SOURCE DATA:
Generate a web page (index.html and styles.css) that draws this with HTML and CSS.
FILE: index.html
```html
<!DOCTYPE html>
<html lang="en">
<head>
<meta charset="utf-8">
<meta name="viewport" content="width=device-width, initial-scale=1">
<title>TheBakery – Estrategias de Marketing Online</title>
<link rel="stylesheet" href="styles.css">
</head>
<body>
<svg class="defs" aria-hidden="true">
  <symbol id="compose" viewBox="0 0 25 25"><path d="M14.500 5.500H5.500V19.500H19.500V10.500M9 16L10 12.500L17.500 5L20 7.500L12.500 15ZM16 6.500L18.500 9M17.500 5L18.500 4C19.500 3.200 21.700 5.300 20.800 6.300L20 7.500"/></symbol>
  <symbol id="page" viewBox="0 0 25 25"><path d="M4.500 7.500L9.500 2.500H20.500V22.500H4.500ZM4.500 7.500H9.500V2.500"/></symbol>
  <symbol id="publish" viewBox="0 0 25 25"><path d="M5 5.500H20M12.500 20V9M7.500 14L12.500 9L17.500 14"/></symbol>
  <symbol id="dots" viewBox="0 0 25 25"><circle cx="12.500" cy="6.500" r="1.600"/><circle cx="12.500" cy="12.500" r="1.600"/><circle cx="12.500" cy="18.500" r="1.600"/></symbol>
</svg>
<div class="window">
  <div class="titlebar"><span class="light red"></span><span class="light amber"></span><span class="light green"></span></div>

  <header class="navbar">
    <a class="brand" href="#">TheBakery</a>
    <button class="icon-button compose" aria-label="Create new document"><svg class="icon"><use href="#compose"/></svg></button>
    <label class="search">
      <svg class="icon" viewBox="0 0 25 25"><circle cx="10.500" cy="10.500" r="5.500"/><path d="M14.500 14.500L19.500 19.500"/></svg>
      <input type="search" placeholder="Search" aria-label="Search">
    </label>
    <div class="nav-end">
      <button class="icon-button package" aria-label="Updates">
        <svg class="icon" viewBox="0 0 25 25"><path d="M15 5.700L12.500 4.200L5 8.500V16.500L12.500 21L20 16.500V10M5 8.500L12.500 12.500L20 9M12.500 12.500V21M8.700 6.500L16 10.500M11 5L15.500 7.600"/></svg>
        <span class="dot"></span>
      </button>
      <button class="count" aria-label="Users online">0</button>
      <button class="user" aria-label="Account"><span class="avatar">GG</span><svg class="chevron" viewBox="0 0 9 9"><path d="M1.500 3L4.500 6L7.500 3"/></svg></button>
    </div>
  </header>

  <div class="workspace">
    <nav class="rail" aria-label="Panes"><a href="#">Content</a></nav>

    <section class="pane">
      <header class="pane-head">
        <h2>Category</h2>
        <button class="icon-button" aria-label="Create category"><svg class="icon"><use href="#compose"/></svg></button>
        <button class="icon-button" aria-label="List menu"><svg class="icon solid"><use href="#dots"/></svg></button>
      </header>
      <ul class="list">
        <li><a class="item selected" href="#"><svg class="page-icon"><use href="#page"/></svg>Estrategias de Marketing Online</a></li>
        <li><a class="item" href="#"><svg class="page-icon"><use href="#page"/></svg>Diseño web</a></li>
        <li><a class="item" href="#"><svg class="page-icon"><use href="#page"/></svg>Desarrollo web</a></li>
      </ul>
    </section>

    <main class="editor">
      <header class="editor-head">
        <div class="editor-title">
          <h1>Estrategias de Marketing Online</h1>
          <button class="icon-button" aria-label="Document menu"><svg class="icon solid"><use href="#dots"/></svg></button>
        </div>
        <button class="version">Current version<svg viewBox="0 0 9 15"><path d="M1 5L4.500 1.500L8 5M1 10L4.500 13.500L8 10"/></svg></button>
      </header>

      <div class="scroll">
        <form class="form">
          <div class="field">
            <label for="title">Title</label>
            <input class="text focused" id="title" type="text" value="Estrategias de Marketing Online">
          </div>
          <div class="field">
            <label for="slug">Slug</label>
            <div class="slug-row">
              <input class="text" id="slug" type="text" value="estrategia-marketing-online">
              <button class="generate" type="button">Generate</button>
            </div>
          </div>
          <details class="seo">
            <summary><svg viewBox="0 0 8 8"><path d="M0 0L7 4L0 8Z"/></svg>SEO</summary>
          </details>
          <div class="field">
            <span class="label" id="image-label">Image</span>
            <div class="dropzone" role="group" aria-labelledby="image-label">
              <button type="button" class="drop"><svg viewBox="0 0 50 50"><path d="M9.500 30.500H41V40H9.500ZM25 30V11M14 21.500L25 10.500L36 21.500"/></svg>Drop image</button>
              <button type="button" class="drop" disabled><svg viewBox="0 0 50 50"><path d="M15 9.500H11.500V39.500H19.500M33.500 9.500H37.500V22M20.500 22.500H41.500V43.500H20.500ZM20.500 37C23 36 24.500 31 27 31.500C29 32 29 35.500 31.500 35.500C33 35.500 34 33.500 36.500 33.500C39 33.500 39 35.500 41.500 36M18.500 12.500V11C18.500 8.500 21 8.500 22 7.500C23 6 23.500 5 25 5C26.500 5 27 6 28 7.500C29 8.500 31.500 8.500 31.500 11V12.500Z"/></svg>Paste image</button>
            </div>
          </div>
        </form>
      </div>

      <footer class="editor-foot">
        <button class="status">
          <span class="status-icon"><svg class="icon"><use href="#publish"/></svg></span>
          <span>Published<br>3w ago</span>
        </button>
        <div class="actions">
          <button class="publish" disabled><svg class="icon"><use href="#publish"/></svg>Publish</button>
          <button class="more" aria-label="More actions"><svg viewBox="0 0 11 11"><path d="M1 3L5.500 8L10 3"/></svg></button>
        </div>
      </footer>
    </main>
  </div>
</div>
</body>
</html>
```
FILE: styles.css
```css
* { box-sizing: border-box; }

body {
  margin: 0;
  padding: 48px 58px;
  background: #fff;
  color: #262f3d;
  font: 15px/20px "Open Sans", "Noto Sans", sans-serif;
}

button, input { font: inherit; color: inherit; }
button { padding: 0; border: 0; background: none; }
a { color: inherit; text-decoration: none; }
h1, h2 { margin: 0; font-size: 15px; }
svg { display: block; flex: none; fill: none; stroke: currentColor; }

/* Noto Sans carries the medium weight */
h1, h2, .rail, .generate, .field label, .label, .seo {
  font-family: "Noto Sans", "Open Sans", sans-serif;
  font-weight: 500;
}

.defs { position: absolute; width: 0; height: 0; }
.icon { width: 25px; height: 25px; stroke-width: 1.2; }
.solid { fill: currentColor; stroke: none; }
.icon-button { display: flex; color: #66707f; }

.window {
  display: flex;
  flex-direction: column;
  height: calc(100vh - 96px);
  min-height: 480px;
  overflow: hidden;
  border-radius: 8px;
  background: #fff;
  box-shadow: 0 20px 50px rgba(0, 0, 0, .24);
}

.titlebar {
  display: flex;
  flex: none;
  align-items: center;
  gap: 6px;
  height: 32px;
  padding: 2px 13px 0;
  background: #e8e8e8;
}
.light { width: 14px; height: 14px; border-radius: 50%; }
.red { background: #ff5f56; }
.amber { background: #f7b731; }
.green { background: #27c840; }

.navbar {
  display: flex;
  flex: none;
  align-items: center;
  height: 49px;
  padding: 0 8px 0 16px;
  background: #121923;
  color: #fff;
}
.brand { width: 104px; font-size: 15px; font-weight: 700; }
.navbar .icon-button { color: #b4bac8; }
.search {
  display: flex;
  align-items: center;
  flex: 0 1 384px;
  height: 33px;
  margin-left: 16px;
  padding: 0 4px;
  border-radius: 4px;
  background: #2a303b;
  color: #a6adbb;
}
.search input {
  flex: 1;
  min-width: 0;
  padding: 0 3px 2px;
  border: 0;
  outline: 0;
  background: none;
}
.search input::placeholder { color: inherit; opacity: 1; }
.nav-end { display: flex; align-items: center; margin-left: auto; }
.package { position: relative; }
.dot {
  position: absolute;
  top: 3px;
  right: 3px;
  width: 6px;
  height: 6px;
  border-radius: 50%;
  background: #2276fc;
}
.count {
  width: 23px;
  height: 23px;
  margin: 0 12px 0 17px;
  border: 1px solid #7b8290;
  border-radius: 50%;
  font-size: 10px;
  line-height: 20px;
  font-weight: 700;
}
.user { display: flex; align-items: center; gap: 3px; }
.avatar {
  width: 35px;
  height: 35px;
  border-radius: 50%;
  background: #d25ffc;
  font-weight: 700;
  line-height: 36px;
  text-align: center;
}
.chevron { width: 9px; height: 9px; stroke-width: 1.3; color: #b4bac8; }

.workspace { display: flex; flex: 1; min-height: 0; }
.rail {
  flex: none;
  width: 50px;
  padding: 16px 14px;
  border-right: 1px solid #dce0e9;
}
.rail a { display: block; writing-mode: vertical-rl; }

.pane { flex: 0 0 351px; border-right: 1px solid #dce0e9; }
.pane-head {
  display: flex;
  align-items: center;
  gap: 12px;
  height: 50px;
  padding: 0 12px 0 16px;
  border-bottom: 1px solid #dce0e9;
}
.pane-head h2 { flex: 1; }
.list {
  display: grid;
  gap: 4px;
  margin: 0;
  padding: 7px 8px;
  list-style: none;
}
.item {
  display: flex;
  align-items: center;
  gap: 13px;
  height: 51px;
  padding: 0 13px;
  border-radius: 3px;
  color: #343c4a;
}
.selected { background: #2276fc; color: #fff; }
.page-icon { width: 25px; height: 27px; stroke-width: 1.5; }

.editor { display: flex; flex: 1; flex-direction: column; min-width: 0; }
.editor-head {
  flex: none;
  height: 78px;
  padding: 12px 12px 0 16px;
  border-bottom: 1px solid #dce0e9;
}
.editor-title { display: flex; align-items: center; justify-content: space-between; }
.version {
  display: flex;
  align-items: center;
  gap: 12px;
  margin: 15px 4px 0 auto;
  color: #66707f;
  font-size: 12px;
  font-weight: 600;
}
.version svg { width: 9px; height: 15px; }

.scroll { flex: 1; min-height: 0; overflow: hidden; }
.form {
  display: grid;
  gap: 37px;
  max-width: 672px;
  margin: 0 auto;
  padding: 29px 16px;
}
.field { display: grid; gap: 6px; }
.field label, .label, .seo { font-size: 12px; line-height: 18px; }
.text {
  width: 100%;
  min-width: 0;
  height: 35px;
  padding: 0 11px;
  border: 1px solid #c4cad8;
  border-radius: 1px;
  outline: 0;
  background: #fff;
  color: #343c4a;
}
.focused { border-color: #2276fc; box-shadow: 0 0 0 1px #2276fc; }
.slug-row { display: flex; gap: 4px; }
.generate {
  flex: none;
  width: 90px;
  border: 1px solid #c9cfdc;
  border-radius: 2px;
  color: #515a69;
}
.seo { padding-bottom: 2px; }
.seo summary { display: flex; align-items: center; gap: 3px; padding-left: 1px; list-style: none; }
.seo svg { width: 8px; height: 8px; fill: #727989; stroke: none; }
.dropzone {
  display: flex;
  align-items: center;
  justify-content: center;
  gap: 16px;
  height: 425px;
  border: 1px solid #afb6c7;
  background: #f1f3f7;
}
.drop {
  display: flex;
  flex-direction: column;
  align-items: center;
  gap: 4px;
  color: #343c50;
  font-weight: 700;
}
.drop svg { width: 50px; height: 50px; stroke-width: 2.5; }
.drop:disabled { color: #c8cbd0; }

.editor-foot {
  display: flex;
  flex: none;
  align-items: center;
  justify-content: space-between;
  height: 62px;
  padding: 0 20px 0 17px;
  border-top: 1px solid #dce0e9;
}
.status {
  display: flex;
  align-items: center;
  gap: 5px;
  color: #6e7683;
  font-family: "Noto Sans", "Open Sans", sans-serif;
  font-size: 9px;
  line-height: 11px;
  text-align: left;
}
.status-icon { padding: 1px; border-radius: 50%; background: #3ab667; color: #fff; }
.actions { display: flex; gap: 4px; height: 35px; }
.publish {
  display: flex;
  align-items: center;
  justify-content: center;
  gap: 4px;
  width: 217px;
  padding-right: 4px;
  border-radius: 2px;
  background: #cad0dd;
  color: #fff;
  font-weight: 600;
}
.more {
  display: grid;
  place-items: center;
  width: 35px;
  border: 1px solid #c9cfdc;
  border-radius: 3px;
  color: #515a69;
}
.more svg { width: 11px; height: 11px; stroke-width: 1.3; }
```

DO THIS: Set out every line from the material that contains the string "index".

FINISHED TASK:
Generate a web page (index.html and styles.css) that draws this with HTML and CSS.
FILE: index.html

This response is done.